Accordingly, SoCalGas is directed to do the following:
1. SoCalGas shall transfer all of the 14 Bcf of the reclassified cushion gas to SoCalGas' core portfolio at an interim floor price of 31 cents per MCF, the book value of the reclassified cushion gas, subject to a possible later upward adjustment after an evidentiary record has been developed in Phase 2 of this proceeding.
2. SoCalGas shall track, in the previously authorized memorandum account, the difference between the floor price of 31 cents per Mcf and the final price of the gas that will be decided by the Commission in Phase 2 of this proceeding.
3. Within five days of the transfer of 100% of the reclassified cushion gas to the core portfolio, SoCalGas shall file and serve a notice describing the date upon which this took place.

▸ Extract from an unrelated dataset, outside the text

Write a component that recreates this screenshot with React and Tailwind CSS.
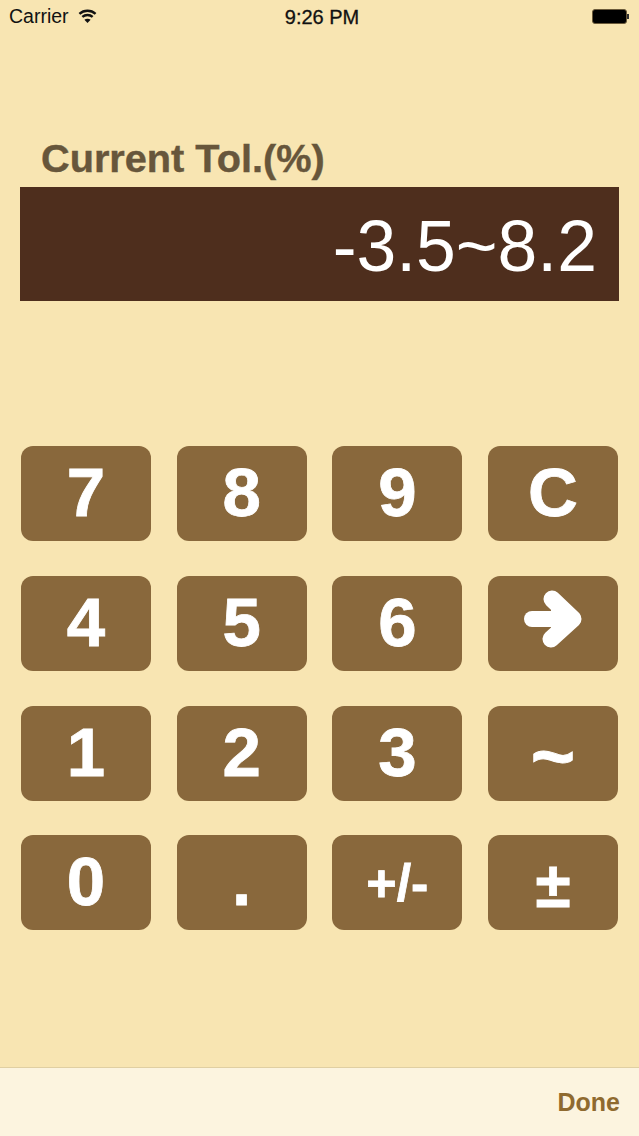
import React from 'react';

const font = { sans: 'font-["Liberation_Sans",Arial,sans-serif]' };

const keys = ['7', '8', '9', 'C', '4', '5', '6', 'arrow', '1', '2', '3', '~', '0', '.', '+/-', '±'];

const keySize = {
  '~': 'text-[76px] pt-[6px]',
  '+/-': 'text-[52px]',
  '±': 'text-[64px] pt-[4px]',
};

const WifiIcon = () => (
  <svg width="19" height="14" viewBox="0 0 17 13" fill="none" stroke="#111" strokeWidth="2.2" className="-mt-[2px]">
    <path d="M1 4.6C5.2 .7 11.8 .7 16 4.6" />
    <path d="M3.7 7.4C6.4 5 10.6 5 13.3 7.4" />
    <path d="M8.5 13 5.6 10C7.2 8.6 9.8 8.6 11.4 10Z" fill="#111" stroke="none" />
  </svg>
);

const ArrowIcon = () => (
  <svg width="60" height="60" viewBox="0 0 60 60" fill="none" stroke="white" strokeLinecap="round" strokeLinejoin="round">
    <path d="M9 30H50" strokeWidth="16" />
    <path d="M29 10 50 30 28 50" strokeWidth="17" />
    <path d="M32 19 45 30 32 41Z" fill="white" strokeWidth="8" />
  </svg>
);

const Key = ({ value }) => (
  <button className={`h-[95px] rounded-xl bg-[#89683c] flex items-center justify-center text-white font-bold leading-none [-webkit-text-stroke:0.8px_white] ${keySize[value] || 'text-[69px] pb-[2px]'}`}>
    {value === 'arrow' ? <span className="-mt-[6px] flex"><ArrowIcon /></span> : value}
  </button>
);

export default function App() {
  return (
    <div className={`h-[1136px] w-[639px] flex flex-col overflow-hidden bg-[#f8e5b2] ${font.sans}`}>
      {/* status bar */}
      <div className="h-[33px] px-[9px] flex items-center justify-between text-[19.5px] text-[#111]">
        <div className="flex-1 flex items-center gap-[9px]">
          <span>Carrier</span>
          <WifiIcon />
        </div>
        <span className="ml-[6px] text-[20px] [-webkit-text-stroke:0.3px_#111]">9:26 PM</span>
        <div className="flex-1 flex justify-end pr-[1px]">
          <div className="flex items-center">
            <div className="w-[35px] h-[15px] rounded-[3px] bg-black border border-[#6b5a3a]" />
            <div className="w-[2px] h-[5px] bg-[#333]" />
          </div>
        </div>
      </div>

      <h1 className="mt-[100px] mb-[2px] pl-[41px] h-[52px] flex items-center text-[39.7px] font-bold text-[#67563b] leading-none [-webkit-text-stroke:0.4px_#67563b]">
        Current Tol.(%)
      </h1>

      <div className="mx-[20px] h-[114px] bg-[#4e2e1d] flex items-center justify-end pr-[22px] pt-[5px] text-[71.5px] text-white leading-none">
        -3.5~8.2
      </div>

      <div className="mt-[145.3px] mx-[21px] grid grid-cols-4 gap-x-[25.7px] gap-y-[34.7px]">
        {keys.map((k) => (
          <Key key={k} value={k} />
        ))}
      </div>

      {/* toolbar */}
      <div className="mt-auto h-[69px] border-t border-[#e0cfa2] bg-[#fcf4df] flex items-center justify-end pr-[19px] pt-[2px] text-[25px] font-bold text-[#8f6a2f]">
        Done
      </div>
    </div>
  );
}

Based on the comments, the Phase 2 issues will be considered in this proceeding rather than in SoCalGas' BCAP. The issues regarding the price of the gas sold to the core, the anticipated reduction in operating costs, and the allocation of benefits, are better suited for resolution in this proceeding than in the BCAP. A ruling with regard to the Phase 2 issues will be released after the reclassified cushion gas has been transferred in accordance with the above discussion.
5 In D.01-06-086, at pages 24 to 25, the Commission noted that the availability of the 14 Bcf of gas would "temporarily increase SoCalGas' capacity to deliver gas to its customers by about 90 MMcf per day without having to utilize the interstate pipelines."